**Exercise**
Starting at the line that contains "What React, TypeScript" and stopping at the line that contains "grid size-5 shrink-0", return those lines exactly and nothing else. Both end lines count; pictures do not.

[Code that builds pages]
BEGIN

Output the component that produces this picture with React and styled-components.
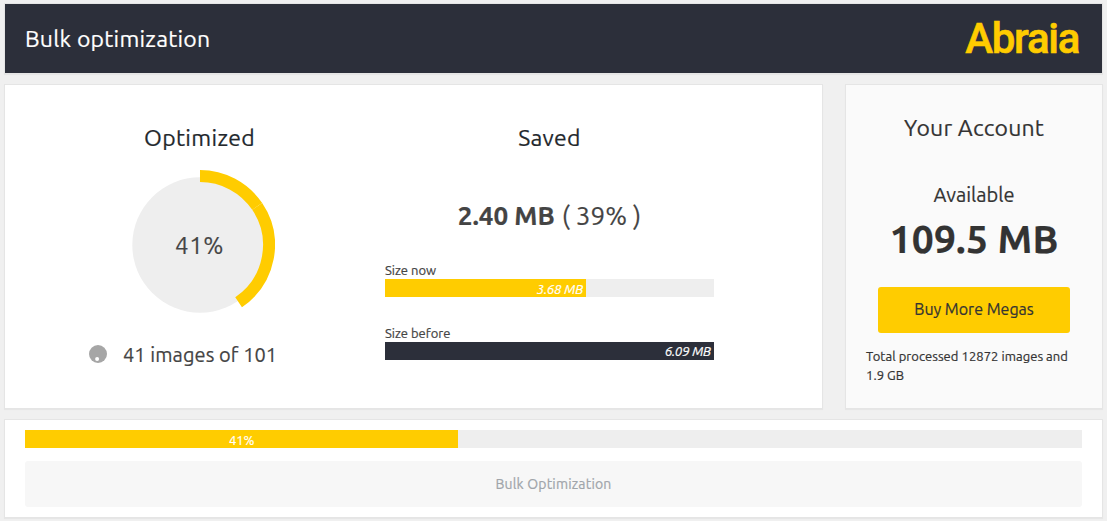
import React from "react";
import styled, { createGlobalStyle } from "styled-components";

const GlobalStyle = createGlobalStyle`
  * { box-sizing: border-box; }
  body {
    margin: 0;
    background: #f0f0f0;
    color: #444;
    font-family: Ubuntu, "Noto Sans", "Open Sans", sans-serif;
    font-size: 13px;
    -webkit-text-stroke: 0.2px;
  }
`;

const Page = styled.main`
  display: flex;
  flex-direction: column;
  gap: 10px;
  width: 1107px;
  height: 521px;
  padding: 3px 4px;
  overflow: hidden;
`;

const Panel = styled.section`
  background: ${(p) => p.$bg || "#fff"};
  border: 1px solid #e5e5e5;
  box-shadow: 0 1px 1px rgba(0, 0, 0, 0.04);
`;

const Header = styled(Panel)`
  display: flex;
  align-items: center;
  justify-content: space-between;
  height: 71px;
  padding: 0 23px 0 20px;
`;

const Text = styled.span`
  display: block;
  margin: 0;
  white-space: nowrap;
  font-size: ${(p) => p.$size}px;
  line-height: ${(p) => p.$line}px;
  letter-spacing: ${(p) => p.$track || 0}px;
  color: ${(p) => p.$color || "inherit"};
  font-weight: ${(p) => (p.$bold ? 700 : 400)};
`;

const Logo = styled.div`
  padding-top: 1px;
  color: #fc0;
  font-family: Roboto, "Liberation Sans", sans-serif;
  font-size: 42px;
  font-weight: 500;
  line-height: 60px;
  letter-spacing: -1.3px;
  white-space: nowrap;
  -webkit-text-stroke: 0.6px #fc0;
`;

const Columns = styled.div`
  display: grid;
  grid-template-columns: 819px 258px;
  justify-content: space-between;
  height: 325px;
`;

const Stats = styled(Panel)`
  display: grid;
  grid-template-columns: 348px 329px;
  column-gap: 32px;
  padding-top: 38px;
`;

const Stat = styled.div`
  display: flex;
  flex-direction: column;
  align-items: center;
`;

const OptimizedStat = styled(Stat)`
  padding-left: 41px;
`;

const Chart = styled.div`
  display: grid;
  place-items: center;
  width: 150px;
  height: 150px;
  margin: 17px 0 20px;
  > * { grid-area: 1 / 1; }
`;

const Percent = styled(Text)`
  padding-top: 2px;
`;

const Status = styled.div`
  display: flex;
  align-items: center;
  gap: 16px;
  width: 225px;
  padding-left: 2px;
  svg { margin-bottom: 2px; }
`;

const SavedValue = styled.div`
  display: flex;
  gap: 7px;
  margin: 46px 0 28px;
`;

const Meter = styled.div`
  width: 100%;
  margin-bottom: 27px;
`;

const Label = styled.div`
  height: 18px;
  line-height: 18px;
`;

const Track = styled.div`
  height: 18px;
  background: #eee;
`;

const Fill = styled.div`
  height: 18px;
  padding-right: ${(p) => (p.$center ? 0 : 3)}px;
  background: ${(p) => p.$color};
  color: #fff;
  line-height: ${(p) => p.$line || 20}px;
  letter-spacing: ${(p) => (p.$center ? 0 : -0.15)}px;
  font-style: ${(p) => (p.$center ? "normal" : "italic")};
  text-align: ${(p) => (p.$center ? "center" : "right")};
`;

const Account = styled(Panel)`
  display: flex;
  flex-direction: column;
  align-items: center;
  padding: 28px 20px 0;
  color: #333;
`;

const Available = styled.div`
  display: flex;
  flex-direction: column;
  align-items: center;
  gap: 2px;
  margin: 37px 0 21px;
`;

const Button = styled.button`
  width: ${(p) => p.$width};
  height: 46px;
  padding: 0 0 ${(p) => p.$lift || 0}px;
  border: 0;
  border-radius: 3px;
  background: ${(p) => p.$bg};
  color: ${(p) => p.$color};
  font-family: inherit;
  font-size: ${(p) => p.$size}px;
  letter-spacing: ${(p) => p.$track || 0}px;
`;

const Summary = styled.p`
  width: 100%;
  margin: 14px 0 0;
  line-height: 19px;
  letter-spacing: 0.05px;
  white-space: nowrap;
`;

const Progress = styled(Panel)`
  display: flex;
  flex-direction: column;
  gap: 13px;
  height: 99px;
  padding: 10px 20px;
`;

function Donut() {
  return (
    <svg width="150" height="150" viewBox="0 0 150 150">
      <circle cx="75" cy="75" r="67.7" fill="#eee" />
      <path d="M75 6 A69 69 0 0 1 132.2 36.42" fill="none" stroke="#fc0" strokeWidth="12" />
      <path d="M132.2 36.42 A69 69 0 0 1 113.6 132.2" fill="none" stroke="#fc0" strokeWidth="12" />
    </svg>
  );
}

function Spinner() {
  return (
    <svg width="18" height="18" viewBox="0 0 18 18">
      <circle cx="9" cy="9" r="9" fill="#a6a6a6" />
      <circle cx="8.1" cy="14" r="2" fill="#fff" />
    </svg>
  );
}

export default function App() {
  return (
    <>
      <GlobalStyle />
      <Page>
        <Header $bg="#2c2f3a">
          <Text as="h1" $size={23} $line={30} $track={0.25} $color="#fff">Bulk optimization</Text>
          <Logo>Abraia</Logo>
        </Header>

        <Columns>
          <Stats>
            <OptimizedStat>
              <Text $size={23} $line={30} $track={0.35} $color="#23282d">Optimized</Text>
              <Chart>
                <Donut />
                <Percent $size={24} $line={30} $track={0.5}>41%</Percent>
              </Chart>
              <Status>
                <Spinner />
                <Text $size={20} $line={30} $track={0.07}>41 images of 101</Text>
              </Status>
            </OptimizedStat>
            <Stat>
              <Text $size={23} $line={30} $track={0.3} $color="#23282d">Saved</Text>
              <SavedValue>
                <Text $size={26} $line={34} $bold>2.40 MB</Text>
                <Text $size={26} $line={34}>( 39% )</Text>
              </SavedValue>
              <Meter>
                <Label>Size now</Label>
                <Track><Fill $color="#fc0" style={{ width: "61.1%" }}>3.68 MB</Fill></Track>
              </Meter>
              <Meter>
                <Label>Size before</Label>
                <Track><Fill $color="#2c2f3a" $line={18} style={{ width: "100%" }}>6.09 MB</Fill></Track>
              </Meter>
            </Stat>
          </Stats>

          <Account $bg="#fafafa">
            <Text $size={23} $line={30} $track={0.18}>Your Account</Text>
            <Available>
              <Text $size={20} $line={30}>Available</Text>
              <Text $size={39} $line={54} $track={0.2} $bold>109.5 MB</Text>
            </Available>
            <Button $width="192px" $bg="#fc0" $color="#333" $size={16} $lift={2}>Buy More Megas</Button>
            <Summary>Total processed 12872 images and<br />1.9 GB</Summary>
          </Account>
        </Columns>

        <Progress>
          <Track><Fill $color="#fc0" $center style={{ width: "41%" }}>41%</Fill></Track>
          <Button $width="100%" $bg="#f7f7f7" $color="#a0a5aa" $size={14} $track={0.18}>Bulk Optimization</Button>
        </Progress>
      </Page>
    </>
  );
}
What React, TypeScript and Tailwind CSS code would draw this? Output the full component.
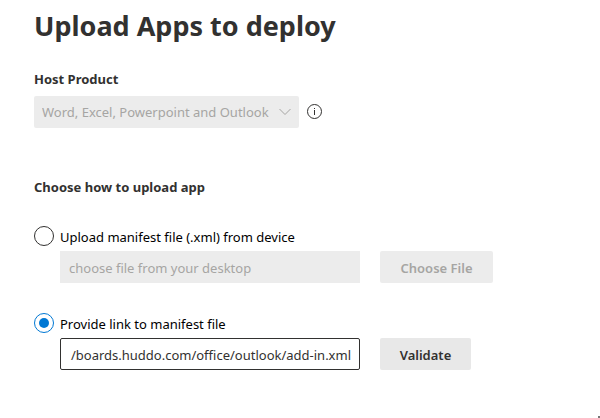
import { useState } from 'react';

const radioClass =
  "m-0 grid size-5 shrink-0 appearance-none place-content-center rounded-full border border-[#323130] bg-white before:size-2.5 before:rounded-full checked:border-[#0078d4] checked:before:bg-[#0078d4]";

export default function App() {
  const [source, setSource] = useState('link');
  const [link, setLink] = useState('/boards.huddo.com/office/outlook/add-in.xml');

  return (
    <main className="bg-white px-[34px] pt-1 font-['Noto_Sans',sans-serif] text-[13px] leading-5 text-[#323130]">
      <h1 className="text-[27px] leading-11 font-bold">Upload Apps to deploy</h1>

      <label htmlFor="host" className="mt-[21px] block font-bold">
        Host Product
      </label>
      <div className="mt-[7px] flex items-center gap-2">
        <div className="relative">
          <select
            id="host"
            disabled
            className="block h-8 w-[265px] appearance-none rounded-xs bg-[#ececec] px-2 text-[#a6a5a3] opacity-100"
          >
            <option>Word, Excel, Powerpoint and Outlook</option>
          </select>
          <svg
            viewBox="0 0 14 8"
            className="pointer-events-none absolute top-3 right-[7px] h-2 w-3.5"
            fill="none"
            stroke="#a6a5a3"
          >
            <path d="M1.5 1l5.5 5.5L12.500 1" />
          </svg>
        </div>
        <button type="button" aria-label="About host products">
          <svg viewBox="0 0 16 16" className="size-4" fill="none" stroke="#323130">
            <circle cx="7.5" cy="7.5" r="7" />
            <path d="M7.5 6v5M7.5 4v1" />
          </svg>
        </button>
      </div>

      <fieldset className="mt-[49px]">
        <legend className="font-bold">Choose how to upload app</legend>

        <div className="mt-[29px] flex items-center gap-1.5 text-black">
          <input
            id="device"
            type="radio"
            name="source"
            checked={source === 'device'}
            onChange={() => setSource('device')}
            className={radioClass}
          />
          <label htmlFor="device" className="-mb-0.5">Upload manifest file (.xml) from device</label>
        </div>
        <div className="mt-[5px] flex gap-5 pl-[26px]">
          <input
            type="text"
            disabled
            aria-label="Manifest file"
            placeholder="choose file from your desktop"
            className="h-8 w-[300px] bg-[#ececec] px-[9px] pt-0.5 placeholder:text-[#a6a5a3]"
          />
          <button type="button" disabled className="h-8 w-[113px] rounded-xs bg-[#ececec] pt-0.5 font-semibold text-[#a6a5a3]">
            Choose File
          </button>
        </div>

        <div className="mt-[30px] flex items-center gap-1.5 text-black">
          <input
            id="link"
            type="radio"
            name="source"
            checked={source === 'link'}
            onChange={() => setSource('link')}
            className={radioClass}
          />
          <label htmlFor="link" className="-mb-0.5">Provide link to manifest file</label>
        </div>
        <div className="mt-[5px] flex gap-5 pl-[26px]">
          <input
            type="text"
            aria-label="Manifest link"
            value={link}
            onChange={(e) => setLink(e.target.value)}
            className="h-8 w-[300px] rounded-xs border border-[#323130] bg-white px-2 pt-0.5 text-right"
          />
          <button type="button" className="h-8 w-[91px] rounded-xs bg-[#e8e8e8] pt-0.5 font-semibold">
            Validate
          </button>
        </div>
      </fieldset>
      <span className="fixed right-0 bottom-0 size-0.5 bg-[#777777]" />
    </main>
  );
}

END

**Answer for the task**
What React, TypeScript and Tailwind CSS code would draw this? Output the full component.
import { useState } from 'react';

const radioClass =
  "m-0 grid size-5 shrink-0 appearance-none place-content-center rounded-full border border-[#323130] bg-white before:size-2.5 before:rounded-full checked:border-[#0078d4] checked:before:bg-[#0078d4]";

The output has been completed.